Comment concilier agriculture et reboisement de la forêt ? Une des pratiques privilégiées est l’agroforesterie, qui permet de conjuguer culture et reboisement. Pour la filière cacao, dès 2017, le gouvernement et les industriels du chocolat et du cacao ont créé l’initiative Cacao et Forêts pour assurer une production durable. L’initiative, qui privilégie l’agroforesterie, a déjà permis de mettre en place à un système de traçabilité du cacao (Lire : La traçabilité café-cacao en Côte d’Ivoire fera un pas de plus en avril) et  de procéder à une évaluation de la pénétration des planteurs dans les forêts classées, souligne le ministre. Des projets pilotes sont aussi menés avec des grands industriels comme Nestlé, Olam ou Barry Callebaut.

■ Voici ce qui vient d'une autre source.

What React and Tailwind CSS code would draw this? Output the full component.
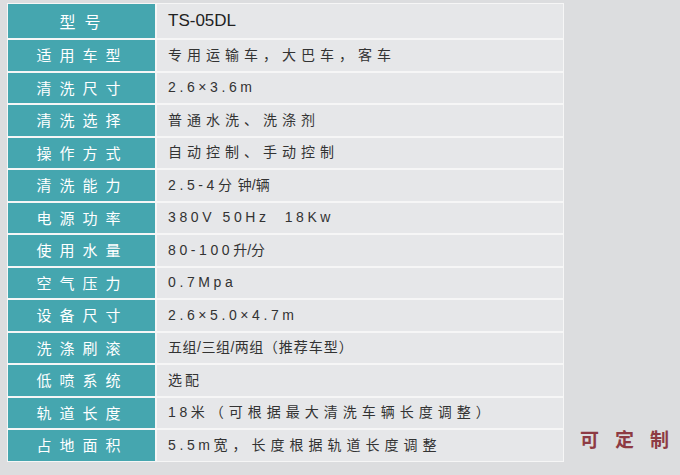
import React from 'react';

// each value is a list of [text, letter-spacing class] runs
const specs = [
    ['适用车型', [['专用运输车，大巴车，客车', 'tracking-[5px]']]],
    ['清洗尺寸', [['2.6×3.6m', 'tracking-[3.6px]']]],
    ['清洗选择', [['普通水洗、洗涤剂', 'tracking-[5px]']]],
    ['操作方式', [['自动控制、手动控制', 'tracking-[5px]']]],
    ['清洗能力', [['2.5-4', 'tracking-[3.6px]'], ['分 ', 'tracking-[1px]'], ['钟/辆', 'tracking-[0px]']]],
    ['电源功率', [['380V 50Hz  18Kw', 'tracking-[3.6px]']]],
    ['使用水量', [['80-100', 'tracking-[3.6px]'], ['升/分', 'tracking-[0px]']]],
    ['空气压力', [['0.7Mpa', 'tracking-[3.6px]']]],
    ['设备尺寸', [['2.6×5.0×4.7m', 'tracking-[3.6px]']]],
    ['洗涤刷滚', [['五组/三组/两组', 'tracking-[0.5px]'], ['（推荐车型）', 'tracking-[1px]']]],
    ['低喷系统', [['选配', 'tracking-[3px]']]],
    ['轨道长度', [['18', 'tracking-[3.6px]'], ['米（可根据最大清洗车辆长度调整）', 'tracking-[5px]']]],
    ['占地面积', [['5.5m', 'tracking-[3.6px]'], ['宽，长度根据轨道长度调整', 'tracking-[5px]']]],
];

const cjk = "font-['Noto_Sans_CJK_SC','Noto_Sans',sans-serif]";
const mixed = "font-['Liberation_Sans','Noto_Sans_CJK_SC',sans-serif]";

const App = () => {
    return (
        <div className={`w-[680px] h-[475px] bg-[#dcdddf] flex ${cjk}`}>
            <div className="ml-[7px] mt-[3px] w-[557px] shrink-0 self-start grid grid-cols-[147px_1fr] gap-[2px] bg-[#f6f6f6] p-[1px]">
                {/* header row */}
                <div className="h-[34px] bg-[#45a6af] flex items-center justify-center text-white text-[16px] tracking-[9px] pl-[6px]">
                    型号
                </div>
                <div className="h-[34px] bg-[#e6e7e9] flex items-center pl-[11px] text-[#222] text-[17px] font-['Liberation_Sans',sans-serif]">
                    TS-05DL
                </div>

                {specs.map(([label, runs]) => (
                    <React.Fragment key={label}>
                        <div className="h-[30.5px] bg-[#45a6af] flex items-center justify-center text-white text-[15px] tracking-[8px] pl-[2px]">
                            {label}
                        </div>
                        <div className={`h-[30.5px] bg-[#e6e7e9] flex items-center pl-[11px] text-[#333] text-[14px] whitespace-pre ${mixed}`}>
                            {runs.map(([t, cls], i) => (
                                <span key={i} className={cls}>{t}</span>
                            ))}
                        </div>
                    </React.Fragment>
                ))}
            </div>

            <div className="flex-1 flex items-end pl-[16px] pb-[23px]">
                <div className="flex gap-[16px] text-[#8e3a43] text-[19px] font-bold leading-none pb-[4px]">
                    <span>可</span>
                    <span>定</span>
                    <span>制</span>
                </div>
            </div>
        </div>
    );
};

export default App;
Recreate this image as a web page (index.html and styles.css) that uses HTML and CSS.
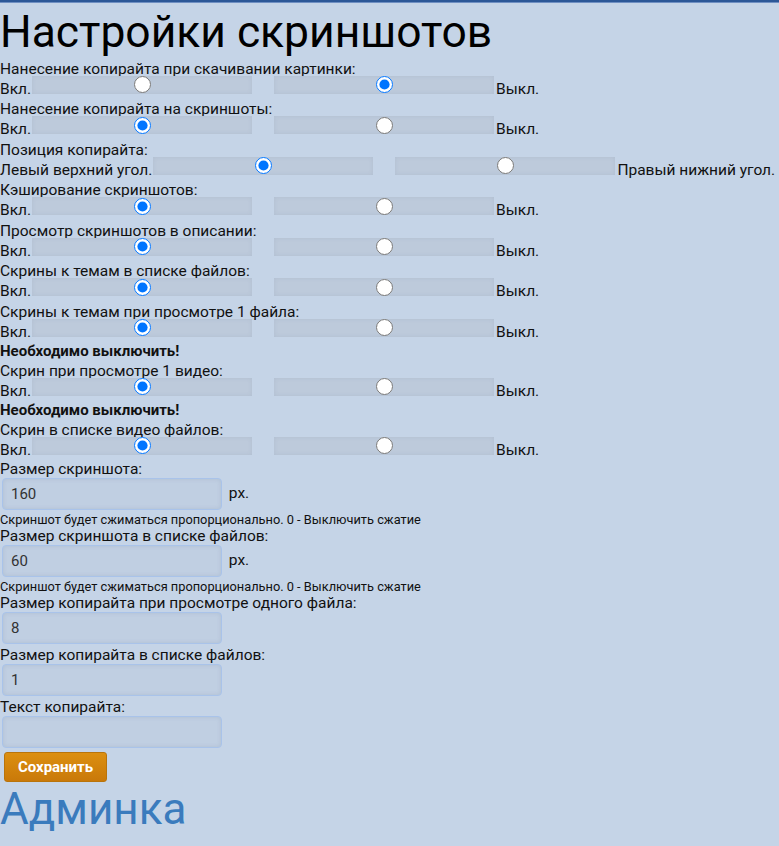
FILE: index.html
```html
<!DOCTYPE html>
<html lang="ru">
  <head>
    <meta charset="UTF-8" />
    <title>Настройки скриншотов</title>
    <link rel="stylesheet" href="styles.css">
  </head>
  <body>
    <div class="topbar"></div>
    <h1 class="page-title">Настройки скриншотов</h1>
    <form class="settings" action="" method="POST">
      <div class="field-label">Нанесение копирайта при скачивании картинки:</div>
      <div class="switch-row">
        <span class="side-label">Вкл.</span>
        <label class="radio-box"><input type="radio" name="copy_download" value="1" /></label>
        <label class="radio-box"><input type="radio" name="copy_download" value="0" checked /></label>
        <span class="side-label">Выкл.</span>
      </div>

      <div class="field-label">Нанесение копирайта на скриншоты:</div>
      <div class="switch-row">
        <span class="side-label">Вкл.</span>
        <label class="radio-box"><input type="radio" name="copy_screens" value="1" checked /></label>
        <label class="radio-box"><input type="radio" name="copy_screens" value="0" /></label>
        <span class="side-label">Выкл.</span>
      </div>

      <div class="field-label">Позиция копирайта:</div>
      <div class="switch-row">
        <span class="side-label">Левый верхний угол.</span>
        <label class="radio-box"><input type="radio" name="copy_position" value="0" checked /></label>
        <label class="radio-box"><input type="radio" name="copy_position" value="1" /></label>
        <span class="side-label">Правый нижний угол.</span>
      </div>

      <div class="field-label">Кэширование скриншотов:</div>
      <div class="switch-row">
        <span class="side-label">Вкл.</span>
        <label class="radio-box"><input type="radio" name="cache" value="1" checked /></label>
        <label class="radio-box"><input type="radio" name="cache" value="0" /></label>
        <span class="side-label">Выкл.</span>
      </div>

      <div class="field-label">Просмотр скриншотов в описании:</div>
      <div class="switch-row">
        <span class="side-label">Вкл.</span>
        <label class="radio-box"><input type="radio" name="in_desc" value="1" checked /></label>
        <label class="radio-box"><input type="radio" name="in_desc" value="0" /></label>
        <span class="side-label">Выкл.</span>
      </div>

      <div class="field-label">Скрины к темам в списке файлов:</div>
      <div class="switch-row">
        <span class="side-label">Вкл.</span>
        <label class="radio-box"><input type="radio" name="theme_list" value="1" checked /></label>
        <label class="radio-box"><input type="radio" name="theme_list" value="0" /></label>
        <span class="side-label">Выкл.</span>
      </div>

      <div class="field-label">Скрины к темам при просмотре 1 файла:</div>
      <div class="switch-row">
        <span class="side-label">Вкл.</span>
        <label class="radio-box"><input type="radio" name="theme_file" value="1" checked /></label>
        <label class="radio-box"><input type="radio" name="theme_file" value="0" /></label>
        <span class="side-label">Выкл.</span>
      </div>

      <div class="warning">Необходимо выключить!</div>
      <div class="field-label">Скрин при просмотре 1 видео:</div>
      <div class="switch-row">
        <span class="side-label">Вкл.</span>
        <label class="radio-box"><input type="radio" name="video_file" value="1" checked /></label>
        <label class="radio-box"><input type="radio" name="video_file" value="0" /></label>
        <span class="side-label">Выкл.</span>
      </div>

      <div class="warning">Необходимо выключить!</div>
      <div class="field-label">Скрин в списке видео файлов:</div>
      <div class="switch-row">
        <span class="side-label">Вкл.</span>
        <label class="radio-box"><input type="radio" name="video_list" value="1" checked /></label>
        <label class="radio-box"><input type="radio" name="video_list" value="0" /></label>
        <span class="side-label">Выкл.</span>
      </div>

      <div class="text-label">Размер скриншота:</div>
      <div class="text-row">
        <input type="text" class="text-input" name="size" value="160" /> px.
      </div>
      <div class="note">Скриншот будет сжиматься пропорционально. 0 - Выключить сжатие</div>

      <div class="text-label">Размер скриншота в списке файлов:</div>
      <div class="text-row">
        <input type="text" class="text-input" name="size_list" value="60" /> px.
      </div>
      <div class="note">Скриншот будет сжиматься пропорционально. 0 - Выключить сжатие</div>

      <div class="text-label">Размер копирайта при просмотре одного файла:</div>
      <div class="text-row">
        <input type="text" class="text-input" name="copy_size" value="8" />
      </div>

      <div class="text-label">Размер копирайта в списке файлов:</div>
      <div class="text-row">
        <input type="text" class="text-input" name="copy_size_list" value="1" />
      </div>

      <div class="text-label">Текст копирайта:</div>
      <div class="text-row">
        <input type="text" class="text-input" name="copy_text" value="" />
      </div>

      <button type="submit" class="save-button">Сохранить</button>
    </form>
    <a class="admin-link" href="#">Админка</a>
  </body>
</html>
```

FILE: styles.css
```css
body {
  margin: 0;
  background-color: #c5d4e7;
  font-family: Roboto, "Liberation Sans", sans-serif;
  font-size: 15.5px;
  color: #111;
}

.topbar {
  height: 2px;
  background-color: #2c5797;
  border-bottom: 1px solid #6f8fc2;
}

.page-title {
  margin: 3px 0 0 0;
  font-size: 44.4px;
  font-weight: normal;
  line-height: 52.7px;
  color: #000;
}

.field-label {
  line-height: 20px;
}

.switch-row {
  display: flex;
  align-items: flex-start;
  height: 20.5px;
}

.side-label {
  line-height: 20px;
  white-space: nowrap;
}

.radio-box {
  display: flex;
  align-items: center;
  justify-content: center;
  width: 220px;
  height: 18px;
  margin: -3px 0 0 1px;
  background-color: #bdcadb;
  box-shadow: inset 0 0 4px rgba(90, 110, 140, 0.12);
}

.radio-box + .radio-box {
  margin-left: 22px;
  margin-right: 2px;
}

.radio-box input {
  width: 17px;
  height: 17px;
  margin: 0;
}

.warning {
  font-weight: bold;
  font-size: 15px;
  line-height: 18.5px;
}

.text-label {
  line-height: 18px;
}

.text-row {
  height: 34px;
}

.text-input {
  box-sizing: border-box;
  width: 220px;
  height: 32px;
  margin: 0 3px 0 2px;
  padding: 0 8px;
  border: 1px solid #a9c3ea;
  border-radius: 4px;
  background-color: #c0cfe2;
  box-shadow: inset 0 0 4px rgba(80, 100, 130, 0.15);
  font-family: Roboto, "Liberation Sans", sans-serif;
  font-size: 15px;
  color: #333;
  vertical-align: middle;
}

.note {
  font-size: 12.8px;
  line-height: 15px;
}

.save-button {
  display: block;
  margin: 2px 0 0 4px;
  width: 103px;
  height: 30px;
  border: 1px solid #b9740b;
  border-radius: 3px;
  background: linear-gradient(#dc8f10, #c97909);
  color: #fff;
  font-family: Roboto, "Liberation Sans", sans-serif;
  font-size: 15px;
  font-weight: bold;
  cursor: pointer;
}

.admin-link {
  display: block;
  margin-top: 3px;
  font-size: 44px;
  line-height: 49px;
  color: #3a7bbd;
  text-decoration: none;
}
```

Mais l’agroforesterie ne limite pas au cacao ni aux grandes sociétés. Une partie des terres appartenant à l’État seront concédées en contrat à des paysans pour leurs permettre de continuer à pratiquer de l’agriculture de façon intensive et ainsi d’avoir une meilleure productivité et générer plus de revenus souligne le ministre.  En outre, l’agroforesterie sera étendue au domaine rural.

Alain-Richard Donwahi rappelle aussi que les plantations de palmiers à huile ou d’hévéa  participent aussi à la séquestration carbone même si leur contribution est moins élevée que celle des forêts.

Appel au secteur privé

La nouvelle politique forestière sera mise en œuvre avec la participation du secteur privé. Plus de 2 millions d’ha de superficie de forêts classées du domaine privé de  l’Etat sont disponibles pour être concédé au privé. Elles seront concédées sous la forme de convention de longue durée, entre 40 et 99 ans. Cinq types de convention sont proposées : la concession de reboisement, la concession agroforestière, la concession agro-sylvo-pastorale, la concession éco-touristique et la concession pour la constitution de carbone.

Pour le ministre, “L’agroforesterie va permettre aux investisseurs de gagner de l’argent et à l’État de financer le reboisement simultanément. Au terme de la concession, la forêt est reconstituée, l’investisseur a eu un retour sur investissement et en même temps nous nous avons réglé notre problème”.

Le coût de la nouvelle politique forestière est estimé à €1 milliard sur les dix prochaines années. 35 à 40% du financement sera assuré  par la Côte d’Ivoire. Pour le solde,  il sera fait appel au secteur privé et aux partenaires techniques et financiers.

Des résultats tangibles sont déjà perceptibles depuis la mise en œuvre de la PPREF. De 2019 à 2021, près de 40 millions d’arbres ont été plantés et la tendance à la déforestation a été inversée. De 275 000 ha par an détruits sur la période 1990-200, on est tombé 85 000 ha/an entre 2015-2018, puis 47 000 ha/an entre 2019-2020 et 19 421 ha en 2021.

« D’ici à 2023, nous n’aurons plus de déforestation causée par l’agriculture en Côte d’Ivoire et en combinant le reboisement à haute intensité chaque année nous allons atteindre notre objectif » (ndlr de 20% du couvert forestier), affirme Alain-Richard Donwahi.